Short problem:
Pick out the lines in the listing below that contain the word "components" and copy them.

Recorded data:

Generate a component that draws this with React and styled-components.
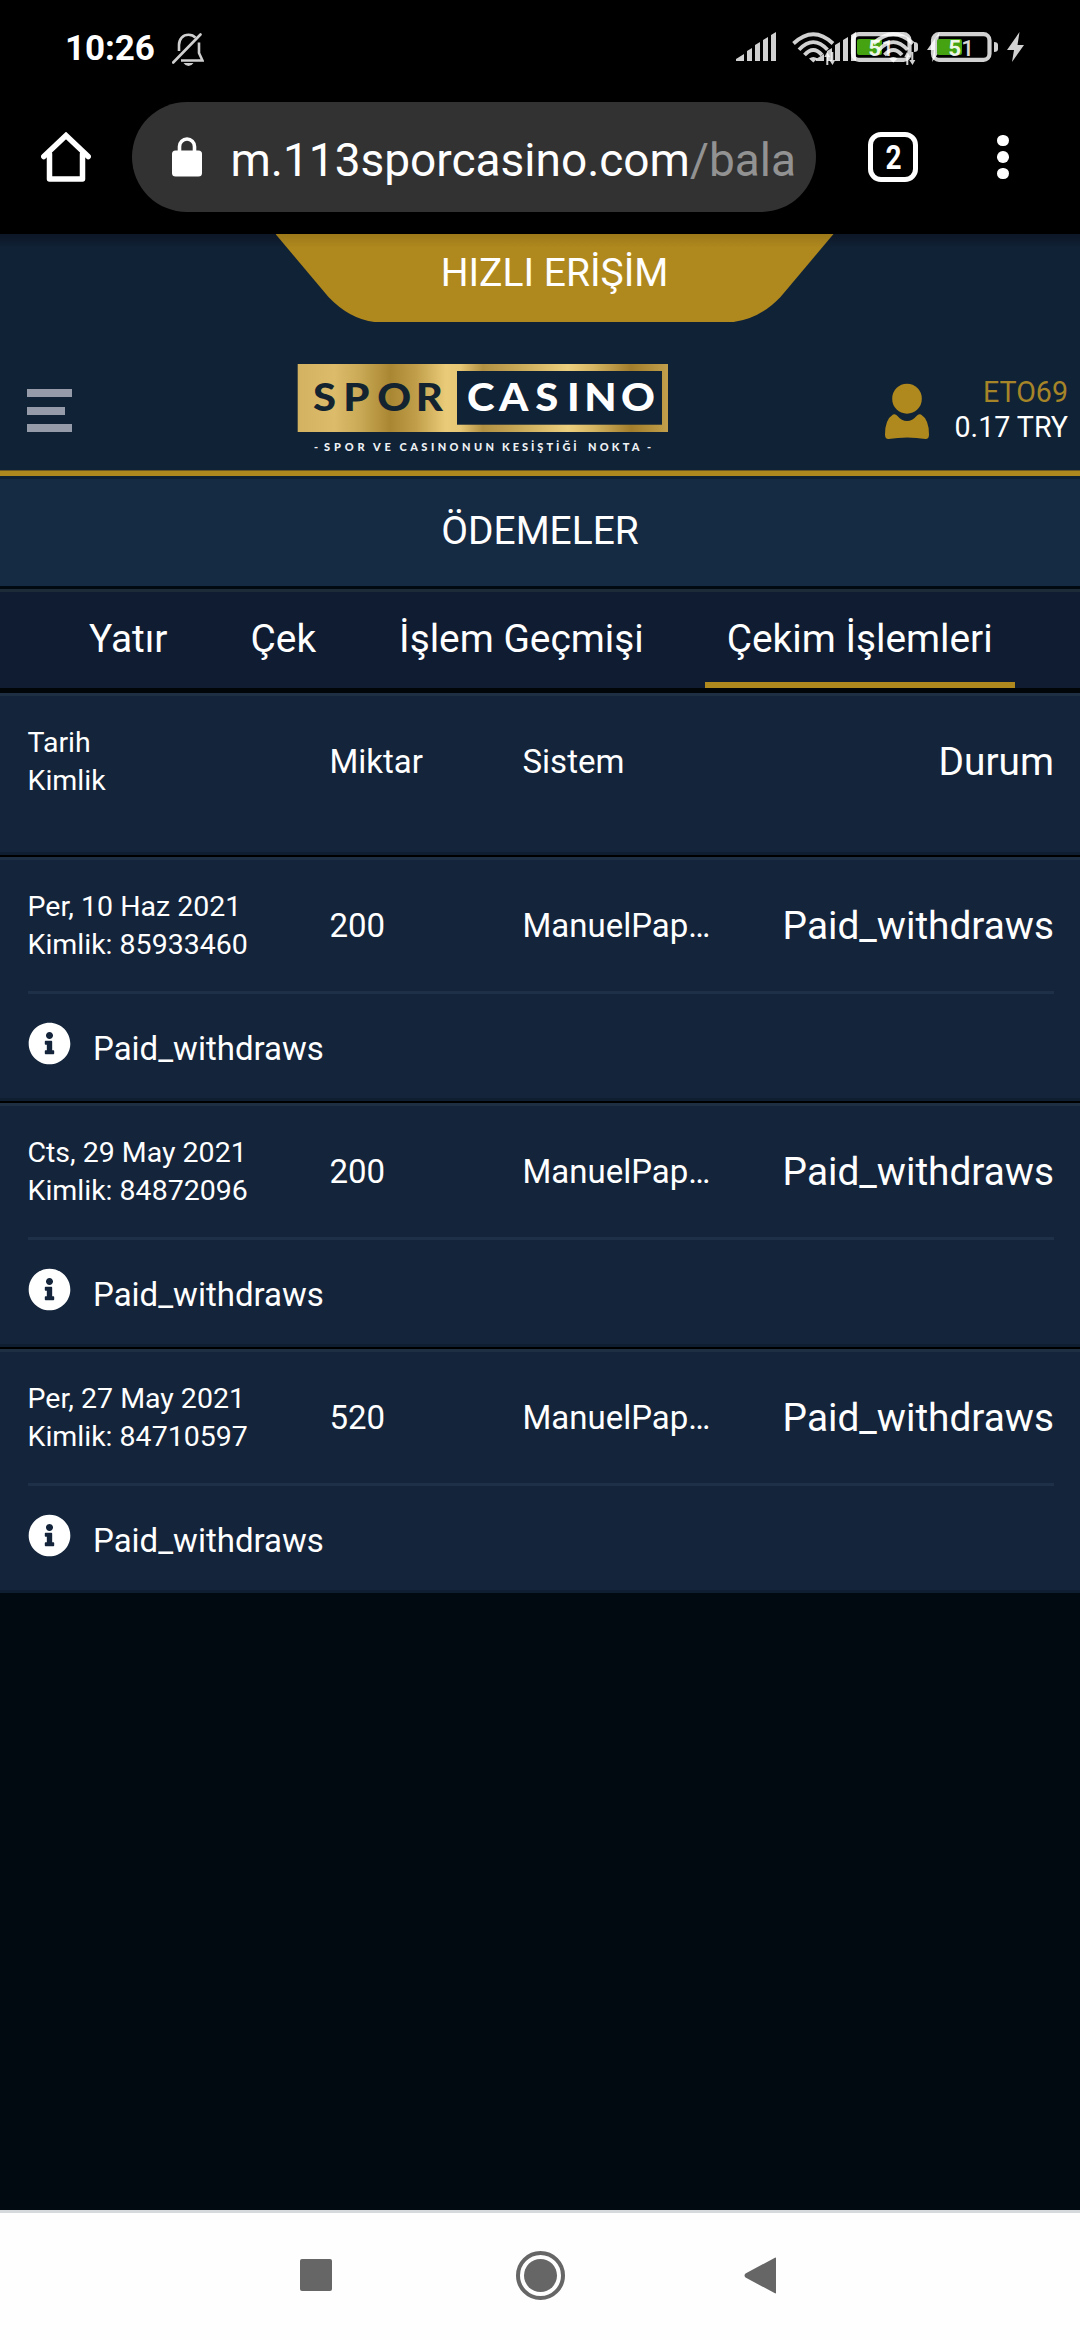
import React from "react";
import styled, { createGlobalStyle } from "styled-components";
import { FaInfoCircle } from "react-icons/fa";

const GOLD = "#b0891e";

const Global = createGlobalStyle`
  * { box-sizing: border-box; }
  body { margin: 0; background: #020a11; }
`;

const Screen = styled.div`
  width: 1080px;
  height: 2340px;
  display: flex;
  flex-direction: column;
  background: #020a11;
  color: #fff;
  font-family: Roboto, "Noto Sans", sans-serif;
  overflow: hidden;
`;

const StatusBar = styled.div`
  height: 98px;
  flex: none;
  background: #000;
  display: flex;
  align-items: center;
  padding: 0 56px 0 65px;
`;

const Clock = styled.span`
  font-size: 35px;
  font-weight: 700;
  line-height: 40px;
  letter-spacing: -0.1px;
`;

const MutedBell = styled.svg`
  margin: 0 auto 0 17px;
`;

const BrowserBar = styled.div`
  height: 136px;
  flex: none;
  background: #000;
  display: flex;
  align-items: flex-start;
  padding: 4px 0 0 41px;
`;

const HomeIcon = styled.svg`
  margin: 30px 41px 0 0;
  flex: none;
`;

const AddressPill = styled.div`
  width: 684px;
  height: 110px;
  border-radius: 55px;
  background: #323232;
  display: flex;
  align-items: center;
  padding-left: 40px;
`;

const Url = styled.span`
  margin: 5px 0 0 28.5px;
  font-size: 46px;
  line-height: 54px;
  white-space: nowrap;
`;

const UrlPath = styled.span`
  color: #929292;
`;

const TabCounter = styled.div`
  width: 50px;
  height: 50px;
  margin: 30px 0 0 52px;
  border: 5.5px solid #fff;
  border-radius: 13px;
  display: flex;
  align-items: center;
  justify-content: center;
  font-size: 33px;
  font-weight: 700;
  line-height: 39px;
`;

const TabCount = styled.span`
  transform: scaleX(0.85);
`;

const MenuDots = styled.div`
  margin: 32.5px 0 0 79px;
  display: flex;
  flex-direction: column;
  gap: 5px;
`;

const Dot = styled.i`
  width: 11.6px;
  height: 11.6px;
  border-radius: 50%;
  background: #fff;
`;

const SiteHeader = styled.header`
  height: 245px;
  flex: none;
  background: linear-gradient(#0c1626, #102236 14px);
  border-bottom: 3px solid #0f2133;
  display: flex;
  flex-direction: column;
`;

const QuickAccess = styled.div`
  width: 558px;
  height: 88px;
  margin-left: 275.5px;
  background: linear-gradient(#9c7819, ${GOLD} 14px);
  clip-path: path("M0 0 H558 L505 63 Q484 85 458 88 H99 Q74 85 53 63 Z");
  font-size: 39px;
  line-height: 79px;
  text-align: center;
`;

const BrandRow = styled.div`
  height: 148px;
  display: flex;
  align-items: flex-start;
  padding: 41px 12px 0 27px;
`;

const Burger = styled.div`
  width: 45px;
  margin-top: 26px;
  display: flex;
  flex-direction: column;
  gap: 9.5px;
`;

const BurgerLine = styled.i`
  width: ${(p) => p.$w}px;
  height: 8px;
  background: #959ba8;
`;

const Logo = styled.svg`
  margin-left: 225px;
  flex: none;
`;

const UserIcon = styled.svg`
  margin: 20px 0 0 215px;
  flex: none;
`;

const Account = styled.div`
  margin: 12px 0 0 auto;
  display: flex;
  flex-direction: column;
  align-items: flex-end;
  font-size: 28.6px;
  line-height: 35px;
  white-space: nowrap;
`;

const UserName = styled.span`
  color: #a68428;
`;

const GoldRule = styled.div`
  height: 6px;
  background: linear-gradient(#6c5822 1px, ${GOLD} 1px);
`;

const PageTitle = styled.h1`
  margin: 0;
  height: 110px;
  flex: none;
  background: #152a43;
  border-bottom: 3px solid #020a11;
  font-size: 38.9px;
  font-weight: 400;
  line-height: 104px;
  text-align: center;
`;

const Tabs = styled.nav`
  height: 104px;
  flex: none;
  background: #0f1c31;
  border-top: 3px solid #1d2b39;
  border-bottom: 5px solid #010508;
  display: flex;
  padding-left: 67px;
  gap: 39px;
`;

const Tab = styled.a`
  height: 96px;
  padding: 0 22px;
  font-size: 38.85px;
  line-height: 94px;
  white-space: nowrap;
  border-bottom: 6px solid ${(p) => (p.$active ? GOLD : "transparent")};
`;

const Card = styled.section`
  flex: none;
  height: ${(p) => (p.$header ? 162 : 244)}px;
  margin-bottom: 2px;
  box-shadow: ${(p) => (p.$last ? "none" : "0 2px #000")};
  padding: 0 26px 0 28px;
  background: #13243b;
  border-top: 3px solid #1e2e43;
  border-bottom: 3px solid #0f1e31;
`;

const Cells = styled.div`
  height: 131px;
  display: grid;
  grid-template-columns: 301px 193px 200px 1fr;
  align-items: center;
`;

const IdCell = styled.div`
  margin-left: -0.5px;
  font-size: 28.5px;
  line-height: 38px;
  white-space: nowrap;
`;

const Cell = styled.div`
  padding-left: 0.5px;
  font-size: 33px;
  line-height: 38px;
  overflow: hidden;
  white-space: nowrap;
`;

const StatusCell = styled.div`
  font-size: 38.8px;
  line-height: 46px;
  text-align: right;
  white-space: nowrap;
`;

const Note = styled.div`
  height: 107px;
  border-top: 3px solid #1e2f48;
  display: flex;
  align-items: flex-start;
  gap: 22px;
  padding-top: 28px;
  font-size: 33px;
  line-height: 54px;
  svg { flex: none; }
`;

const SystemNav = styled.footer`
  height: 130px;
  flex: none;
  margin-top: auto;
  background: #fefefe;
  border-top: 3px solid #d6d9db;
  display: flex;
  align-items: center;
  padding: 0 0 3px 300px;
`;

const HomeKey = styled.svg`
  margin-left: 184px;
`;

const BackKey = styled.svg`
  margin-left: 179px;
`;

const rows = [
  { date: "Per, 10 Haz 2021", id: "85933460", amount: "200" },
  { date: "Cts, 29 May 2021", id: "84872096", amount: "200" },
  { date: "Per, 27 May 2021", id: "84710597", amount: "520" },
];

function StatusGroup({ x }) {
  return (
    <g transform={`translate(${x} 0)`} fill="#fff" fillOpacity="0.82" stroke="none">
      <path d="M0 29v-2l8-5v7zM11 29V19l5-3v13zM19 29V13l5-3v19zM27 29V8l5-3v24zM35 29V3l5-3v29z" />
      <g fill="none" stroke="#fff" strokeOpacity="0.82" strokeWidth="3.8">
        <path d="M57.5 11.5Q77.3-7 97 11.5M63 17.7Q77.3 2.500 91.500 17.700M68.500 23Q77.300 13 86 23" />
      </g>
      <path d="M73 26.500Q77.300 23.500 81.600 26.500L77.300 30.500zM91 20l3.300 5h-2v8h-2V25h-2zM96.500 33l-3.200-5h2v-8h2v8h2z" />
      <rect x="121" y="7" width="25" height="16" rx="2" fill="#45a311" fillOpacity="1" />
      <rect x="117" y="2.200" width="56.500" height="25.600" rx="6" fill="none" stroke="#fff" strokeOpacity="0.82" strokeWidth="4.200" />
      <path d="M178 10q4 0 4 3v4q0 3-4 3z" />
      <path d="M203.500 0L191 18h7l-2 12L208 13h-6.500z" />
      <text y="23.600" x="132.300" fontFamily="Roboto, sans-serif" fontSize="22.500" fontWeight="700" fillOpacity="0.92">
        5<tspan fontWeight="500" fillOpacity="0.85">1</tspan>
      </text>
    </g>
  );
}

function LogoMark() {
  return (
    <Logo width="372" height="92" viewBox="297 362 372 92">
      <defs>
        <linearGradient id="gold">
          <stop offset="0" stopColor="#d3b361" />
          <stop offset="0.1" stopColor="#dcbc6b" />
          <stop offset="0.17" stopColor="#c9a955" />
          <stop offset="0.25" stopColor="#a98632" />
          <stop offset="0.32" stopColor="#c19f4a" />
          <stop offset="0.4" stopColor="#eacb79" />
          <stop offset="0.44" stopColor="#e6c775" />
          <stop offset="0.5" stopColor="#b29143" />
          <stop offset="0.6" stopColor="#c9aa58" />
          <stop offset="0.73" stopColor="#edd07f" />
          <stop offset="0.8" stopColor="#d5b561" />
          <stop offset="0.9" stopColor="#a27d2b" />
          <stop offset="1" stopColor="#c2a04b" />
        </linearGradient>
      </defs>
      <rect x="297.700" y="363" width="370.300" height="68" fill="url(#gold)" />
      <rect x="457" y="370" width="205" height="53.700" fill="#102236" />
      <g fontFamily="Lato, sans-serif" fontWeight="900" fontSize="38">
        <text y="410.500" transform="translate(313 0) scale(1.1 1)" x="0 27.500 58.300 93.500" fill="#132430">SPOR</text>
        <text y="410.500" transform="translate(467 0) scale(1.1 1)" x="0 29 62 91 106.500 140" fill="#fff">CASINO</text>
      </g>
      <g fontFamily="Lato, sans-serif" fontWeight="900" fontSize="11" fill="#eef1f4">
        <text y="450">
          <tspan x="314">-</tspan>
          <tspan x="324" letterSpacing="3.900">SPOR </tspan>
          <tspan x="373" letterSpacing="3.800">VE </tspan>
          <tspan x="399.500" letterSpacing="3.450">CASINONUN </tspan>
          <tspan x="502" letterSpacing="3">KESİŞTİĞİ </tspan>
          <tspan x="588" letterSpacing="3.200">NOKTA </tspan>
          <tspan x="647">-</tspan>
        </text>
      </g>
    </Logo>
  );
}

export default function App() {
  return (
    <Screen>
      <Global />
      <StatusBar>
        <Clock>10:26</Clock>
        <MutedBell width="32" height="33" viewBox="0 0 32 33" fill="none" stroke="#cfcfcf" strokeWidth="2.6">
          <path d="M7 18V12C7 6 11 1.700 16.500 1.700c3.200 0 5.400 1.100 7 3M27 9.500V20l3.500 7.500H9" />
          <path d="M1.200 29.500L28.500 1.500" strokeLinecap="round" />
          <path d="M11.500 30h10q-2 3-5 3t-5-3z" fill="#cfcfcf" stroke="none" />
        </MutedBell>
        <svg width="288" height="34" viewBox="0 0 288 34">
          <StatusGroup x={0} />
          <StatusGroup x={80} />
        </svg>
      </StatusBar>

      <BrowserBar>
        <HomeIcon width="50" height="50" viewBox="0 0 50 50" fill="none" stroke="#fff" strokeWidth="5.5" strokeLinecap="round" strokeLinejoin="round">
          <path d="M2.800 24.500L25 3.500 47.200 24.500" strokeLinejoin="miter" />
          <path d="M8.500 22V47h33V22" />
        </HomeIcon>
        <AddressPill>
          <svg width="30" height="40" viewBox="0 0 30 40">
            <path d="M7.500 16V9.500a7.500 7.500 0 0 1 15 0V16" fill="none" stroke="#fff" strokeWidth="3.600" />
            <rect y="13.500" width="30" height="26" rx="3.500" fill="#fff" />
          </svg>
          <Url>
            m.113sporcasino.com<UrlPath>/bala</UrlPath>
          </Url>
        </AddressPill>
        <TabCounter>
          <TabCount>2</TabCount>
        </TabCounter>
        <MenuDots>
          <Dot />
          <Dot />
          <Dot />
        </MenuDots>
      </BrowserBar>

      <SiteHeader>
        <QuickAccess>HIZLI ERİŞİM</QuickAccess>
        <BrandRow>
          <Burger>
            <BurgerLine $w={45} />
            <BurgerLine $w={38} />
            <BurgerLine $w={45} />
          </Burger>
          <LogoMark />
          <UserIcon width="46" height="58" viewBox="884 382 46 58" fill={GOLD}>
            <ellipse cx="907" cy="397.700" rx="14.800" ry="15" />
            <path d="M893 413.500q2.500-1 4.500 1.500q4 5 9.500 5t9.500-5q2-2.500 4.500-1.500q8 5 8 20q0 4.500-3.500 4.500q-18-3-37 0q-3.500 0-3.500-4.500q0-15 8-20z" />
          </UserIcon>
          <Account>
            <UserName>ETO69</UserName>
            <span>0.17 TRY</span>
          </Account>
        </BrandRow>
        <GoldRule />
      </SiteHeader>

      <PageTitle>ÖDEMELER</PageTitle>

      <Tabs>
        <Tab>Yatır</Tab>
        <Tab>Çek</Tab>
        <Tab>İşlem Geçmişi</Tab>
        <Tab $active>Çekim İşlemleri</Tab>
      </Tabs>

      <Card $header>
        <Cells>
          <IdCell>
            Tarih
            <br />
            Kimlik
          </IdCell>
          <Cell>Miktar</Cell>
          <Cell>Sistem</Cell>
          <StatusCell>Durum</StatusCell>
        </Cells>
      </Card>

      {rows.map((row, i) => (
        <Card key={row.id} $last={i === rows.length - 1}>
          <Cells>
            <IdCell>
              {row.date}
              <br />
              Kimlik: {row.id}
            </IdCell>
            <Cell>{row.amount}</Cell>
            <Cell>ManuelPap…</Cell>
            <StatusCell>Paid_withdraws</StatusCell>
          </Cells>
          <Note>
            <FaInfoCircle size={43} />
            <span>Paid_withdraws</span>
          </Note>
        </Card>
      ))}

      <SystemNav>
        <svg width="32" height="32" viewBox="0 0 32 32">
          <rect width="32" height="32" rx="2" fill="#666" />
        </svg>
        <HomeKey width="49" height="49" viewBox="0 0 49 49">
          <circle cx="24.500" cy="24.500" r="22.500" fill="none" stroke="#666" strokeWidth="4" />
          <circle cx="24.500" cy="24.500" r="16.500" fill="#666" />
        </HomeKey>
        <BackKey width="33" height="37" viewBox="0 0 33 37">
          <path d="M32 1.500v34q0 1.500-1.500 0.500L1.500 20.500q-2-2 0-4L30.500 1q1.500-1 1.500 0.500z" fill="#666" />
        </BackKey>
      </SystemNav>
    </Screen>
  );
}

Task response:
Generate a component that draws this with React and styled-components.
import styled, { createGlobalStyle } from "styled-components";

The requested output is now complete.